Interferir para transferir processo?
Antes, também em reação às declarações de João Lourenço, a ministra da Justiça de Portugal, Francisca Van-Dúnem, afirmou, em entrevista à rádio portuguesa TSF, que o Governo português “não pode nem deve interferir em matérias que são exclusivamente do foro judicial”, à luz do conflito diplomático com Angola.
O jurista angolano João Gourgel reconhece que, à luz da Constituição portuguesa, o poder político não tem competências para interferir numa decisão do poder judicial.
Após analisar o acordo de cooperação na área da justiça, assinado entre Portugal e Angola, Gourgel diz que as autoridades portuguesas podem, sim, interferir para que seja feita a transferência para Angola do processo instaurado contra Manuel Vicente.

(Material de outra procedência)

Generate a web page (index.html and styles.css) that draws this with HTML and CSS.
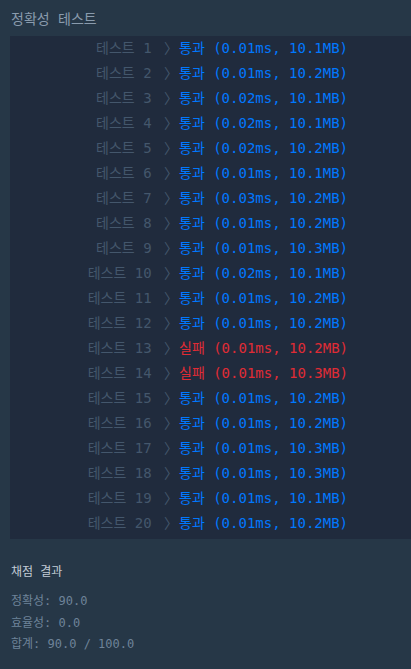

“E essa transmissão, a acontecer, decorre da execução ou cumprimento do acordo de cooperação jurídica e judiciária celebrada entre Portugal e Angola no ano de 1995”, explica.
O jurista lembra, por outro lado, que, neste processo, os arguidos portugueses têm necessariamente de ser julgados em Portugal. Já quanto a Manuel Vicente, lembra que “não é nacional de Portugal e não reside em Portugal.
É curioso que o acordo de cooperação jurídica e judiciária celebrado entre o Estado português e o Estado angolano prevê que o processo deve ser julgado no país de residência do infrator”.
“Estas são questões imperativas, de cumprimento obrigatório”, acrescenta Gourgel. Entretanto, a DW África sabe de fonte junto da Procuradoria-Geral da República que Manuel Vicente não poderá ser julgado em Angola porque goza de imunidade. Tal também entende o juiz titular do processo da “Operação Fizz”.
O certo é que o julgamento, que tem início esta segunda-feira, poderá arrastar-se por tempo indeterminado. Portugal não conseguiu notificar o arguido e Manuel Vicente não pode ser julgado à revelia. Tal situação poderá levar a que se abra um processo autónomo.